Pages as source code:
━━━━━━━━━━

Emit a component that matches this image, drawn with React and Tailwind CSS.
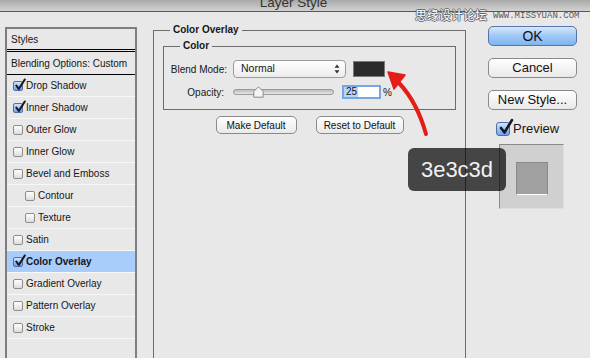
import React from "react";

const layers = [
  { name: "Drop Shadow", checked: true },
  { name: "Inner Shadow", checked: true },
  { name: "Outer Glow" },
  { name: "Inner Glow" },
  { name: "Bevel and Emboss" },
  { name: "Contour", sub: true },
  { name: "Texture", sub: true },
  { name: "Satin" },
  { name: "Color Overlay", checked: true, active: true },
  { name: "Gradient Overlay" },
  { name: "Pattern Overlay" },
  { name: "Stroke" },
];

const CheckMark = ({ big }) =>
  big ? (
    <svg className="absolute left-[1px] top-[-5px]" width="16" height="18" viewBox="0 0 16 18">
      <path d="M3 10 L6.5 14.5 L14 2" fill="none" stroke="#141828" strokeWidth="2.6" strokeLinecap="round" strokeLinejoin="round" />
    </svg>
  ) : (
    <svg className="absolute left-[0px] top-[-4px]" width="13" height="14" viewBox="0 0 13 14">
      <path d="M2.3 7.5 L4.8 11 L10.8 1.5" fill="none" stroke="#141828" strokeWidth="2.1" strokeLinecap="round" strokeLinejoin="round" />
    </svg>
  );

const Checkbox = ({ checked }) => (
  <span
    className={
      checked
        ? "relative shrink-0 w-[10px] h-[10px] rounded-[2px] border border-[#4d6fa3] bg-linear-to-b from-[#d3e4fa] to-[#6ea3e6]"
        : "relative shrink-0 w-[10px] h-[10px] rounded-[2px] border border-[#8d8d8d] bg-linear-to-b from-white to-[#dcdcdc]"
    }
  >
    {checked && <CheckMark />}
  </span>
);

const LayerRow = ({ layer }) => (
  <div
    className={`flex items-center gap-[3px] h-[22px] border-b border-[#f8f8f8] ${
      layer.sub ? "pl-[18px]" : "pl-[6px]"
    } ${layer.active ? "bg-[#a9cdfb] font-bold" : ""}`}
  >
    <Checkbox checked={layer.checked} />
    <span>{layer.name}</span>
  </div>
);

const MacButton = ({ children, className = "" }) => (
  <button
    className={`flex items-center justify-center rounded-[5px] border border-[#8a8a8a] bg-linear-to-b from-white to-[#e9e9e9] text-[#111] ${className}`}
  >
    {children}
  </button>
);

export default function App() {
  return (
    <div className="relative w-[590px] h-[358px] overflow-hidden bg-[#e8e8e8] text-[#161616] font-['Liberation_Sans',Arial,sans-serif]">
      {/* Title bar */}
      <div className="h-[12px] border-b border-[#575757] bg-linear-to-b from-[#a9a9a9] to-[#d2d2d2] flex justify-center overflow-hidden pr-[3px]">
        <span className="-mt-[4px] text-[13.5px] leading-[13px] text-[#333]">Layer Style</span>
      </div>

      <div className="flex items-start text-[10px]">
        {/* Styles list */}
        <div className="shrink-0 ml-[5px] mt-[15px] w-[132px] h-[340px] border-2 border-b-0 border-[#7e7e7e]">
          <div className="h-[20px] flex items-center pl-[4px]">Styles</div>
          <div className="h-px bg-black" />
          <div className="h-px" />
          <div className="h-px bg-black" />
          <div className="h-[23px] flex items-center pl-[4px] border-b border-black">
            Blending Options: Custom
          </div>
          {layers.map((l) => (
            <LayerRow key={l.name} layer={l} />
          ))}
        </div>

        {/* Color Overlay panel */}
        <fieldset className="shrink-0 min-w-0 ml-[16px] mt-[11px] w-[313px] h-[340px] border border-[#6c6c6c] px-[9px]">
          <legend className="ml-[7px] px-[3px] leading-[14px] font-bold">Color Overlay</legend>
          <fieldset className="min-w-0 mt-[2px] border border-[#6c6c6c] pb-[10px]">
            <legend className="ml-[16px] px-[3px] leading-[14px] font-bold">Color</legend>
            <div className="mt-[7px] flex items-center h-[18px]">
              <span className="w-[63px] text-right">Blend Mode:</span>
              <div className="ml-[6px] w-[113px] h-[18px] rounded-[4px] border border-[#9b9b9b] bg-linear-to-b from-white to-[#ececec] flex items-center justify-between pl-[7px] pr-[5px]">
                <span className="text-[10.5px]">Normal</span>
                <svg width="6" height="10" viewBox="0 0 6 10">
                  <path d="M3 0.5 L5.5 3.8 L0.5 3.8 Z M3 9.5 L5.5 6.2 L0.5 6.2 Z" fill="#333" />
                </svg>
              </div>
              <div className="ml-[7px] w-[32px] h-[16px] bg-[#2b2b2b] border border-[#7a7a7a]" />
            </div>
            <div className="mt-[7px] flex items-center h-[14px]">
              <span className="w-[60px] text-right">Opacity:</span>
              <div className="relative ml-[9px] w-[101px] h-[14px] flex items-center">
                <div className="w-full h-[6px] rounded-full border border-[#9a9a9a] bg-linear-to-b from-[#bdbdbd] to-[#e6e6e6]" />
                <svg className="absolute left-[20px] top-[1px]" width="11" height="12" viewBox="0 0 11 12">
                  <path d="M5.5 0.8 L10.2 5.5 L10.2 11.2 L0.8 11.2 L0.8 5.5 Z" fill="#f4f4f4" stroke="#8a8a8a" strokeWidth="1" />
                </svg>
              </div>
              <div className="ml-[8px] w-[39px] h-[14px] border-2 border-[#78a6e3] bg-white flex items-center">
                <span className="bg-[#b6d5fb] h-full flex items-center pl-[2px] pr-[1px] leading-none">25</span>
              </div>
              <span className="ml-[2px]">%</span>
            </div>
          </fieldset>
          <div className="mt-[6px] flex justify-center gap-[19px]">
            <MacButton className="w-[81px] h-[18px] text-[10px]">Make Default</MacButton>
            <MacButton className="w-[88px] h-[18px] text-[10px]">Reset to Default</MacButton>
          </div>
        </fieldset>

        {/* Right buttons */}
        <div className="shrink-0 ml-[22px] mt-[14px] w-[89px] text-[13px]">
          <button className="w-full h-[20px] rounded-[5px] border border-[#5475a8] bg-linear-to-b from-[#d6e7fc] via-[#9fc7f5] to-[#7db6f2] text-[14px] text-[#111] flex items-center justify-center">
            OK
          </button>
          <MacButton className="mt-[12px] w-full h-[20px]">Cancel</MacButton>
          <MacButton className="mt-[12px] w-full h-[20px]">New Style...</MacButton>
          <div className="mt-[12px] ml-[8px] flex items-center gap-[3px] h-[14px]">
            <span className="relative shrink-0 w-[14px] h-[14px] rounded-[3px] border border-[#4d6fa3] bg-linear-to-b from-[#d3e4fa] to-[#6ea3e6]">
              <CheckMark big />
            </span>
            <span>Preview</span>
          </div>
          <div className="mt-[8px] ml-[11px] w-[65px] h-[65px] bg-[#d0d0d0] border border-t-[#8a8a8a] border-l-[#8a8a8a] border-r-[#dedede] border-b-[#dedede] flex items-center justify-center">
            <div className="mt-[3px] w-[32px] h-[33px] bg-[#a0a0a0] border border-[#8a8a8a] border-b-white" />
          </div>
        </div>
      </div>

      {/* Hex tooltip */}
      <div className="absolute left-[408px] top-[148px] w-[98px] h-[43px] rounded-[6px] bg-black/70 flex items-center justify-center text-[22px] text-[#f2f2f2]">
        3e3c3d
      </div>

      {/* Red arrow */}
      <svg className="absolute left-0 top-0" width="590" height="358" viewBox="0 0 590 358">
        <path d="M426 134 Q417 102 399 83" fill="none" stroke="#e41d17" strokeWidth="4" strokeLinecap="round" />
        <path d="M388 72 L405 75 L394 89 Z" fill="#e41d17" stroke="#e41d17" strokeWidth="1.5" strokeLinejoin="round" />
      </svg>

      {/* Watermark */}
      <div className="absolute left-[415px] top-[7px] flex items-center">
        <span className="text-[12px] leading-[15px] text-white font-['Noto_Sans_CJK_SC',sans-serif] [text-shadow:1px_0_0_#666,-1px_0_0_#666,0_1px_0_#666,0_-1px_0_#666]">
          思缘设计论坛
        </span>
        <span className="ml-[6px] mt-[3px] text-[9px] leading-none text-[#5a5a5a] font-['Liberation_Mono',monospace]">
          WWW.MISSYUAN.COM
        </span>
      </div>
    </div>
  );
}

━━━━━━━━━━

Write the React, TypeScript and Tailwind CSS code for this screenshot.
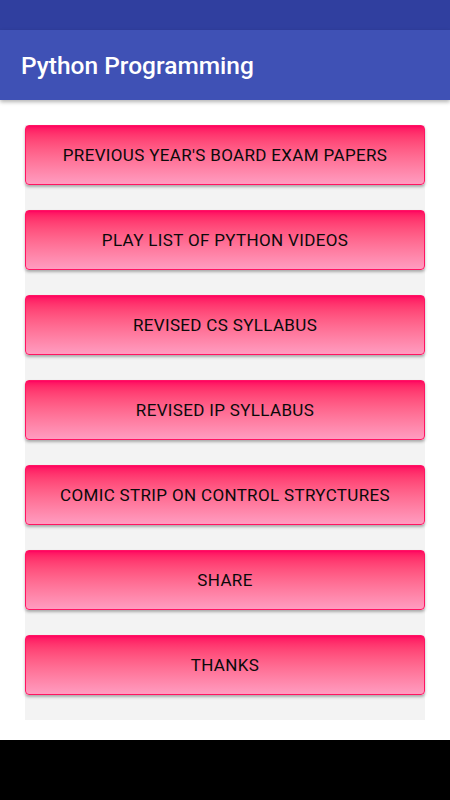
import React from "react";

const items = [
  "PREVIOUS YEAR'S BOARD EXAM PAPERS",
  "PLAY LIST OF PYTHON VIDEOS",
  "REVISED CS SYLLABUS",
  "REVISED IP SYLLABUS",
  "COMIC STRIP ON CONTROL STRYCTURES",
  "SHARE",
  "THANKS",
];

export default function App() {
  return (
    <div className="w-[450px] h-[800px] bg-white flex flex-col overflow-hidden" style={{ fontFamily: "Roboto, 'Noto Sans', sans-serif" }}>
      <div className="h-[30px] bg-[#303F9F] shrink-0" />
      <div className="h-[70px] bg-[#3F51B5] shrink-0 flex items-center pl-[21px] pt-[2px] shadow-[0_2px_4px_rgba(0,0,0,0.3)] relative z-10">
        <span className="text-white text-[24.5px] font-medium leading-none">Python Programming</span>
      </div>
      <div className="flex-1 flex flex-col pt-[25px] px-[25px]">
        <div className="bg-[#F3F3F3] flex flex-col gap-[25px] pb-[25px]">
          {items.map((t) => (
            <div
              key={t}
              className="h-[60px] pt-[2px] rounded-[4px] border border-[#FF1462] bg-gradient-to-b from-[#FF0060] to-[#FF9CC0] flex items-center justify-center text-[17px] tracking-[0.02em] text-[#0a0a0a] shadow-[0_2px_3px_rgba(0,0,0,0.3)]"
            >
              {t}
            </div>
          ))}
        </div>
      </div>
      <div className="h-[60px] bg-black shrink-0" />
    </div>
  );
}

━━━━━━━━━━

## What you have to do
Copy all lines of the listing above that contain the string "this".

## Expected output
Emit a component that matches this image, drawn with React and Tailwind CSS.
Write the React, TypeScript and Tailwind CSS code for this screenshot.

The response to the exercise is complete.